The mixed data comes as China's economy strains under U.S. President Donald Trump's tariff onslaught and chronic weakness in the property sector, with entrenched home price declines showing no signs of reversing.
Industrial output grew 5.8% from a year earlier, National Bureau of Statistics data showed on Monday, slowing from 6.1% in April and missing expectations for a 5.9% rise in a Reuters poll of analysts. It was the slowest growth since November last year.
However, retail sales rose 6.4%, much quicker than a 5.1% increase in April and forecasts for a 5.0% expansion, marking the fastest growth since December 2023.
All up, the numbers failed to convince investors or analysts that anaemic growth would pick up anytime soon with Chinese blue chips erasing very brief gains on Monday.
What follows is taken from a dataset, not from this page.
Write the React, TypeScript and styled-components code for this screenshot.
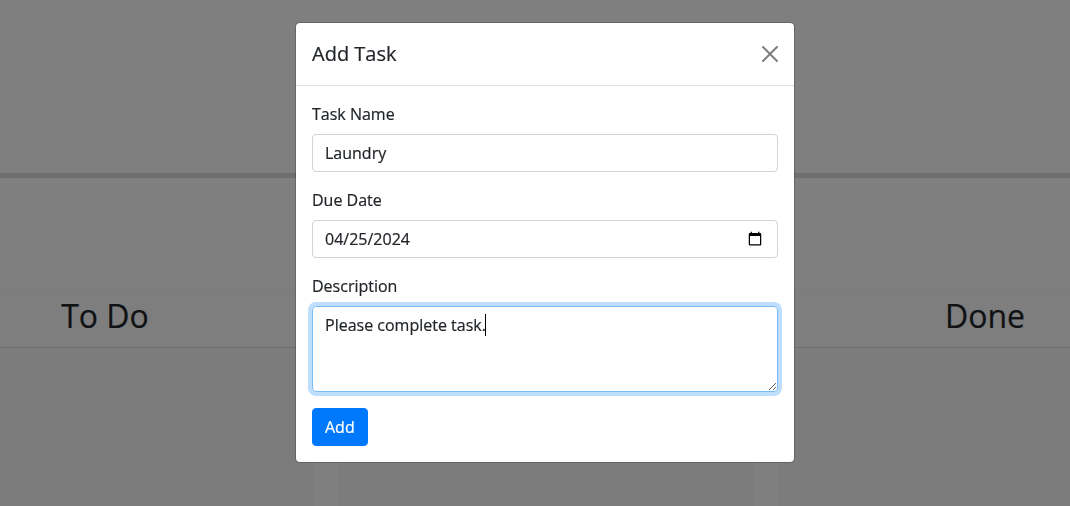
import React from "react";
import styled, { createGlobalStyle } from "styled-components";

const GlobalStyle = createGlobalStyle`
  *, *::before, *::after { box-sizing: border-box; }
  html, body { margin: 0; height: 100%; overflow: hidden; }
  body {
    background: #fff;
    color: #212529;
    font-family: "Open Sans", "Noto Sans", sans-serif;
    font-size: 16px;
    line-height: 1.5;
    -webkit-text-stroke: 0.2px;
  }
`;

const Page = styled.main`
  height: 506px;
  width: 100%;
  overflow: hidden;
  display: flex;
  flex-direction: column;
`;

const Banner = styled.header`
  flex: none;
  height: 178px;
  border-bottom: 5px solid #dae1e7;
`;

const Board = styled.section`
  flex: 1;
  margin-top: 110px;
  display: flex;
  justify-content: center;
  gap: 24px;
  /* the centre lane sits slightly right of the window's middle */
  padding-left: 20px;
`;

const Lane = styled.article`
  flex: none;
  width: 416px;
  background: #f8f8f8;
  border-top: 1px solid #f9f9f9;
`;

const LaneTitle = styled.h2`
  margin: 0;
  height: 59px;
  padding-top: 8px;
  background: #fdfdfd;
  border-bottom: 1px solid #dedede;
  text-align: center;
  font-size: 32px;
  font-weight: 400;
  line-height: 38.4px;
`;

const Backdrop = styled.div`
  position: fixed;
  inset: 0;
  padding: 22px 0 0 20px;
  background: rgba(0, 0, 0, 0.5);
  display: flex;
  justify-content: center;
  align-items: flex-start;
`;

const Dialog = styled.div`
  width: 500px;
  background: #fff;
  background-clip: padding-box;
  border: 1px solid rgba(0, 0, 0, 0.2);
  border-radius: 5px;
`;

const DialogHeader = styled.div`
  display: flex;
  align-items: center;
  justify-content: space-between;
  padding: 16px;
  border-bottom: 1px solid #dee2e6;
`;

const DialogTitle = styled.h5`
  margin: 0;
  font-size: 20px;
  font-weight: 400;
  line-height: 30px;
`;

const CloseButton = styled.button`
  display: flex;
  padding: 0;
  border: 0;
  background: none;
  opacity: 0.5;
  svg { width: 16px; height: 16px; display: block; }
`;

const Form = styled.form`
  padding: 16px;
`;

const Field = styled.div`
  display: flex;
  flex-direction: column;
  margin-bottom: 16px;
`;

const Label = styled.label`
  margin-bottom: 8px;
`;

const Input = styled.input`
  height: 38px;
  padding: 6px 12px;
  border: 1px solid #ced4da;
  border-radius: 4px;
  background: #fff;
  color: #212529;
  font: inherit;
  outline: 0;
  &::-webkit-datetime-edit { padding: 0; }
  &::-webkit-datetime-edit-fields-wrapper,
  &::-webkit-datetime-edit-text,
  &::-webkit-datetime-edit-month-field,
  &::-webkit-datetime-edit-day-field,
  &::-webkit-datetime-edit-year-field { padding: 0; }
`;

const TextArea = styled.div`
  height: 86px;
  padding: 6px 12px;
  border: 1px solid #7ab9fa;
  border-radius: 4px;
  box-shadow: 0 0 0 4px #bfddfd;
  overflow: auto;
  resize: vertical;
`;

const Caret = styled.span`
  display: inline-block;
  width: 1px;
  height: 22px;
  margin: -4px 0 -4px -1px;
  vertical-align: -1px;
  background: #000;
`;

const SubmitButton = styled.button`
  display: block;
  height: 38px;
  padding: 6px 12px;
  border: 1px solid #0078fb;
  border-radius: 4px;
  background: #0078fb;
  color: #fff;
  font: inherit;
`;

export default function App() {
  return (
    <>
      <GlobalStyle />
      <Page>
        <Banner />
        <Board>
          <Lane><LaneTitle>To Do</LaneTitle></Lane>
          <Lane><LaneTitle /></Lane>
          <Lane><LaneTitle>Done</LaneTitle></Lane>
        </Board>
      </Page>
      <Backdrop>
        <Dialog role="dialog" aria-label="Add Task">
          <DialogHeader>
            <DialogTitle>Add Task</DialogTitle>
            <CloseButton type="button" aria-label="Close">
              <svg viewBox="0 0 16 16" fill="#000">
                <path d="M.293.293a1 1 0 0 1 1.414 0L8 6.586 14.293.293a1 1 0 1 1 1.414 1.414L9.414 8l6.293 6.293a1 1 0 0 1-1.414 1.414L8 9.414l-6.293 6.293a1 1 0 0 1-1.414-1.414L6.586 8 .293 1.707a1 1 0 0 1 0-1.414z" />
              </svg>
            </CloseButton>
          </DialogHeader>
          <Form>
            <Field>
              <Label htmlFor="name">Task Name</Label>
              <Input id="name" type="text" defaultValue="Laundry" />
            </Field>
            <Field>
              <Label htmlFor="due">Due Date</Label>
              <Input id="due" type="date" defaultValue="2024-04-25" />
            </Field>
            <Field>
              <Label as="span">Description</Label>
              <TextArea role="textbox" aria-multiline="true">
                Please complete task.<Caret />
              </TextArea>
            </Field>
            <SubmitButton type="button">Add</SubmitButton>
          </Form>
        </Dialog>
      </Backdrop>
    </>
  );
}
"The U.S.-China trade truce was not enough to prevent a broader loss of economic momentum last month," Zichun Huang, China Economist at Capital Economics, said. "With tariffs set to remain high, fiscal support waning and structural headwinds persisting, growth is likely to slow further this year."
Data released earlier this month showed China's total exports expanded 4.8% in May, but outbound shipments to the U.S. plunged 34.5%, the sharpest drop since February 2020.
The Asian giant's deflationary pressures also deepened last month.
Supporting retail sales were strong Labour Day holiday spending and a consumer goods trade-in programme that was heavily subsidised by the government.
An extended "618" shopping festival, one of China's largest online retail events by sales, started earlier than usual this year, helping lift consumption.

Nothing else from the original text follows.